The Public Information Document’s economic impacts section shows the same bias, considering only the impacts of landings, and not of abundance. The document states that “Increases in bag limits might increase angler satisfaction as well as recreational for-hire and independent angler trips which would result in increased expenditures and effort,” completely ignoring the MRIP data that strongly links recreational effort, in both the private and for-hire sectors, to abundance, not to bag limits.
The Public Information Document also says, “In theory, if the decision to transfer [recreational quota to the commercial sector] is based on a pattern of underutilization by the recreational sector, negative socioeconomic impacts to the recreational sector from such transfer may not be realized,” again equating the concept of “utilizing” a fishery with harvesting, and not merely catching, fish. No mention is made of the negative socioeconomic impacts of reduced abundance that might result, at either a coastwide or local level, from a transfer of fish that would otherwise go unharvested, in the form of reduced recreational opportunity and a reduction in fishing effort linked to lower bluefish availability.
In what may be the most tone-deaf passage in the entire Public Hearing Document, the MAFMC states that recreational management measures “are frequently adjusted in order to strike an appropriate balance between conservation and angler satisfaction,” a statement that completely ignores the fact that in the recreational bluefish fishery, conservation that leads to greater abundance increases both angler satisfaction and angler participation in the fishery, as demonstrated by the MRIP effort data.

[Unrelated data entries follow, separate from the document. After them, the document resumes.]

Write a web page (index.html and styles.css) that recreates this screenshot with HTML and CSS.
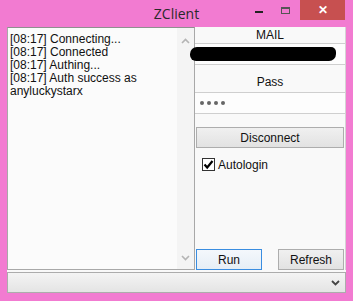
FILE: index.html
```html
<!DOCTYPE html>
<html>
<head>
    <title>ZClient</title>
    <link rel="stylesheet" href="styles.css">
</head>
<body>
    <div class="window">
        <div class="titlebar">
            <span></span>
            <span class="title">ZClient</span>
            <div class="controls">
                <span class="ctl min"><span class="dash"></span></span>
                <span class="ctl max"><span class="square"></span></span>
                <span class="ctl close">&#x2715;</span>
            </div>
        </div>
        <div class="client">
            <div class="main">
                <div class="log">
                    <div class="log-text">
                        [08:17] Connecting...<br>
                        [08:17] Connected<br>
                        [08:17] Authing...<br>
                        [08:17] Auth success as anyluckystarx
                    </div>
                    <div class="scrollbar">
                        <svg width="9" height="6" viewBox="0 0 9 6"><path d="M1 5 L4.5 1.5 L8 5" fill="none" stroke="#b4b4b4" stroke-width="1.6"/></svg>
                        <svg width="9" height="6" viewBox="0 0 9 6"><path d="M1 1 L4.5 4.5 L8 1" fill="none" stroke="#b4b4b4" stroke-width="1.6"/></svg>
                    </div>
                </div>
                <div class="panel">
                    <div class="field-label">MAIL</div>
                    <div class="input"><span class="redact"></span></div>
                    <div class="field-label pass-label">Pass</div>
                    <div class="input pass">
                        <span class="dot"></span><span class="dot"></span><span class="dot"></span><span class="dot"></span>
                    </div>
                    <button class="btn wide">Disconnect</button>
                    <label class="check">
                        <span class="box"><svg width="11" height="11" viewBox="0 0 11 11"><path d="M1.5 5.5 L4.2 8.5 L9.5 2" fill="none" stroke="#000" stroke-width="2.2"/></svg></span>Autologin
                    </label>
                    <div class="actions">
                        <button class="btn run">Run</button>
                        <button class="btn">Refresh</button>
                    </div>
                </div>
            </div>
            <div class="combo">
                <svg width="9" height="6" viewBox="0 0 9 6"><path d="M1 1 L4.5 4.5 L8 1" fill="none" stroke="#444" stroke-width="1.8"/></svg>
            </div>
        </div>
    </div>
</body>
</html>
```

FILE: styles.css
```css
/* Reset */
* {
    margin: 0;
    padding: 0;
    box-sizing: border-box;
}

html, body {
    width: 100%;
    height: 100%;
    overflow: hidden;
    background-color: #f27bd1;
    font-family: 'Liberation Sans', Arial, sans-serif;
    font-size: 12px;
    color: #111;
}

.window {
    width: 353px;
    height: 301px;
    display: flex;
    flex-direction: column;
}

/* Title bar */
.titlebar {
    height: 28px;
    display: grid;
    grid-template-columns: 1fr auto 1fr;
}

.title {
    font-family: 'Open Sans', 'Liberation Sans', sans-serif;
    font-size: 14px;
    color: #2a2a2a;
    padding-top: 4px;
}

.controls {
    display: flex;
    justify-content: flex-end;
    align-items: flex-start;
    padding-right: 8px;
}

.ctl {
    height: 20px;
    display: flex;
    align-items: center;
    justify-content: center;
}

.min {
    width: 26px;
}

.dash {
    width: 8px;
    height: 2px;
    background: #222;
    margin-top: 4px;
}

.max {
    width: 26px;
}

.square {
    width: 9px;
    height: 7px;
    border: 1px solid #555;
    border-top-width: 2px;
}

.close {
    width: 45px;
    margin-left: 2px;
    background: #c75050;
    color: #fff;
    font-size: 12px;
    font-weight: bold;
}

/* Client area */
.client {
    flex: 1;
    margin: 0 7px 8px 7px;
    background: #f9f9f9;
    display: flex;
    flex-direction: column;
}

.main {
    flex: 1;
    display: grid;
    grid-template-columns: 188px 1fr;
}

.log {
    border: 1px solid #a8a8a8;
    border-top-color: #8f8f8f;
    background: #fbfbfb;
    display: flex;
    height: 243px;
}

.log-text {
    flex: 1;
    padding: 5px 2px 0 2px;
    line-height: 13px;
}

.scrollbar {
    width: 17px;
    display: flex;
    flex-direction: column;
    justify-content: space-between;
    align-items: center;
    padding: 10px 0 8px 0;
    background: #f4f4f4;
}

/* Right panel */
.panel {
    display: flex;
    flex-direction: column;
    border-right: 1px solid #d4d4d4;
}

.field-label {
    text-align: center;
    height: 16px;
    padding-top: 1px;
    font-size: 12px;
}

.pass-label {
    height: 27px;
    padding-top: 10px;
}

.input {
    height: 22px;
    border-top: 1px solid #cfcfcf;
    border-bottom: 1px solid #cfcfcf;
    background: #fdfdfd;
    display: flex;
    align-items: center;
}

.redact {
    display: block;
    width: 146px;
    height: 14px;
    margin-left: -5px;
    background: #000;
    border-radius: 7px 5px 7px 6px;
}

.pass {
    padding-left: 5px;
    gap: 3px;
}

.dot {
    width: 4px;
    height: 4px;
    border-radius: 50%;
    background: #666;
}

.btn {
    height: 21px;
    border: 1px solid #adadad;
    background: linear-gradient(#f0f0f0, #e2e2e2);
    font-family: 'Liberation Sans', Arial, sans-serif;
    font-size: 12px;
    color: #111;
}

.wide {
    margin: 13px 1px 0 1px;
}

.check {
    display: flex;
    align-items: center;
    gap: 3px;
    margin: 9px 0 0 7px;
    height: 15px;
}

.box {
    width: 13px;
    height: 13px;
    border: 1px solid #333;
    background: #fff;
    display: flex;
    align-items: center;
    justify-content: center;
}

.actions {
    margin-top: auto;
    display: flex;
    justify-content: space-between;
    padding: 0 1px;
}

.actions .btn {
    width: 66px;
}

.run {
    border-color: #3a8de0;
    background: linear-gradient(#f4f8fc, #e6eef6);
}

/* Bottom combo */
.combo {
    height: 21px;
    margin-top: 2px;
    border: 1px solid #acacac;
    background: linear-gradient(#f4f4f4, #e4e4e4);
    display: flex;
    justify-content: flex-end;
    align-items: center;
    padding-right: 5px;
}
```
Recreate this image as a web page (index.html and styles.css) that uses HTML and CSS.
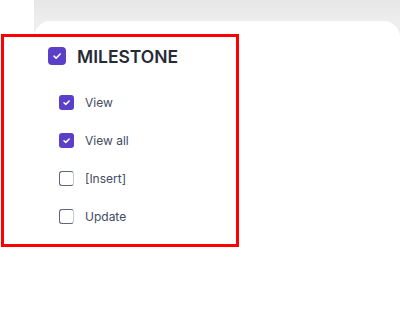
FILE: index.html
```html
<!DOCTYPE html>
<html>
<head>
<meta charset="utf-8">
<link rel="stylesheet" href="styles.css">
</head>
<body>
<div class="page">
  <aside class="strip"></aside>
  <main class="main">
    <div class="card">
      <section class="group">
        <div class="group-head">
          <span class="box box-lg checked">
            <svg viewBox="0 0 18 18" width="18" height="18"><path d="M6 9.2l2.1 2L12.2 7" fill="none" stroke="#fff" stroke-width="1.6" stroke-linecap="round" stroke-linejoin="round"/></svg>
          </span>
          <span class="group-title">MILESTONE</span>
        </div>
        <ul class="perm-list">
          <li class="perm">
            <span class="box checked"><svg viewBox="0 0 15 15" width="15" height="15"><path d="M5 7.7l1.8 1.7L10.2 6" fill="none" stroke="#fff" stroke-width="1.5" stroke-linecap="round" stroke-linejoin="round"/></svg></span>
            <span class="perm-label">View</span>
          </li>
          <li class="perm">
            <span class="box checked"><svg viewBox="0 0 15 15" width="15" height="15"><path d="M5 7.7l1.8 1.7L10.2 6" fill="none" stroke="#fff" stroke-width="1.5" stroke-linecap="round" stroke-linejoin="round"/></svg></span>
            <span class="perm-label">View all</span>
          </li>
          <li class="perm">
            <span class="box"></span>
            <span class="perm-label">[Insert]</span>
          </li>
          <li class="perm">
            <span class="box"></span>
            <span class="perm-label">Update</span>
          </li>
        </ul>
      </section>
    </div>
  </main>
</div>
</body>
</html>
```

FILE: styles.css
```css
html, body {
  margin: 0;
  padding: 0;
  background: #ffffff;
  font-family: Inter, "Noto Sans", sans-serif;
}
.page {
  display: flex;
  width: 400px;
  height: 336px;
  overflow: hidden;
}
.strip {
  width: 34px;
  flex: none;
  background: #ffffff;
}
.main {
  flex: 1;
  background: linear-gradient(#e6e6e6 0, #eeeeee 22px, #eeeeee 100%);
  padding-top: 21px;
}
.card {
  background: #ffffff;
  border-top-left-radius: 16px;
  border-top-right-radius: 16px;
  height: 100%;
  padding-top: 13px;
}
.group {
  margin-left: -33px;
  border: 3px solid #ff0000;
  padding: 10px 0 0 44px;
  box-sizing: content-box;
  width: 188px;
  height: 197px;
}
.group-head {
  display: flex;
  align-items: center;
  height: 18px;
  gap: 11px;
}
.group-title {
  font-size: 17.5px;
  font-weight: 600;
  color: #262b36;
}
.box {
  flex: none;
  width: 15px;
  height: 15px;
  border-radius: 3px;
  box-sizing: border-box;
  border: 1.5px solid #5f6675;
  border-right-color: #c5c9d0;
  display: flex;
  align-items: center;
  justify-content: center;
}
.box.checked {
  background: #5b3fc8;
  border: none;
}
.box-lg {
  width: 18px;
  height: 18px;
  border-radius: 4px;
}
.perm-list {
  list-style: none;
  margin: 18px 0 0 11px;
  padding: 0;
}
.perm {
  display: flex;
  align-items: center;
  height: 38px;
  gap: 11px;
}
.perm-label {
  font-size: 12px;
  color: #434a64;
}
```
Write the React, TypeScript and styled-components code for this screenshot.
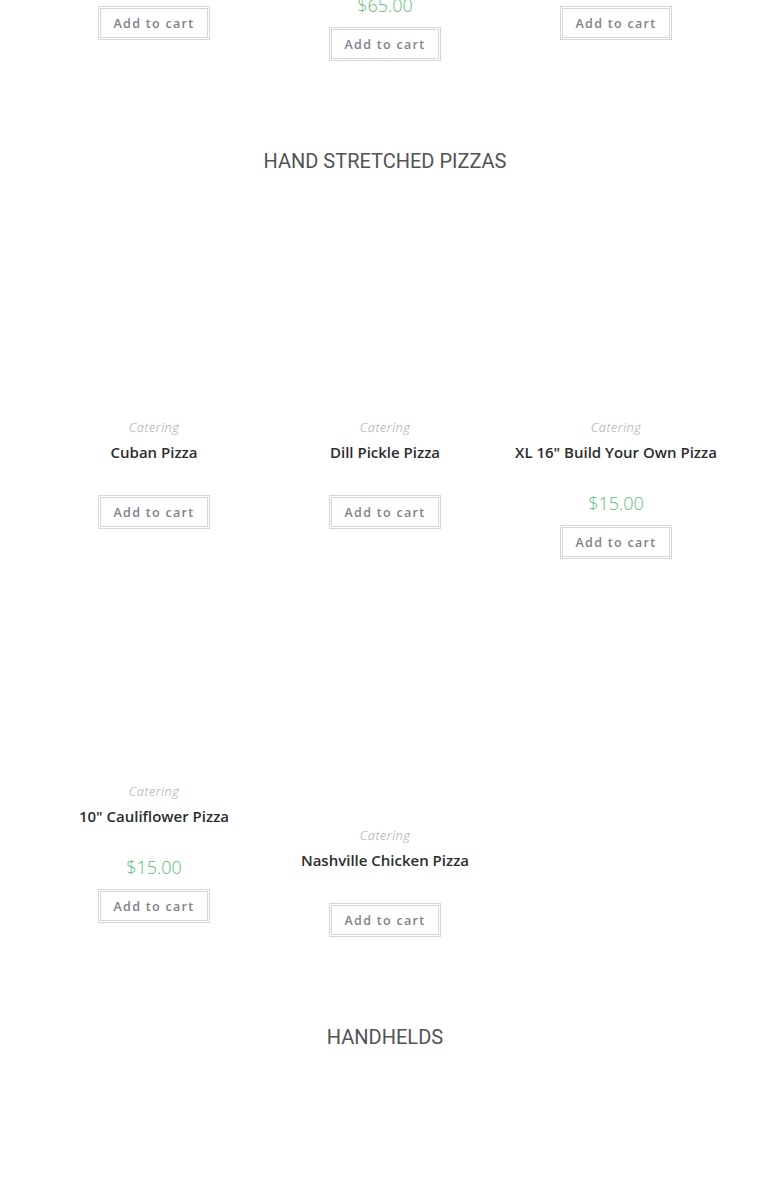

A rigorous optimum yield analysis would reveal that truth, for bluefish and for other primarily recreational species. But to regional fishery management council members who are focused only on yield, such a concept is seemingly beyond their comprehension.
Optimum yield is arguably the core concept of the MSA, the hinge around which all of the laws’ other provisions pivot. Yet it is also a concept that is given little more than lip service in council discussions and in fishery management plans.
If the nation’s living marine resources are to be managed properly, and in full compliance with the law, that needs to change.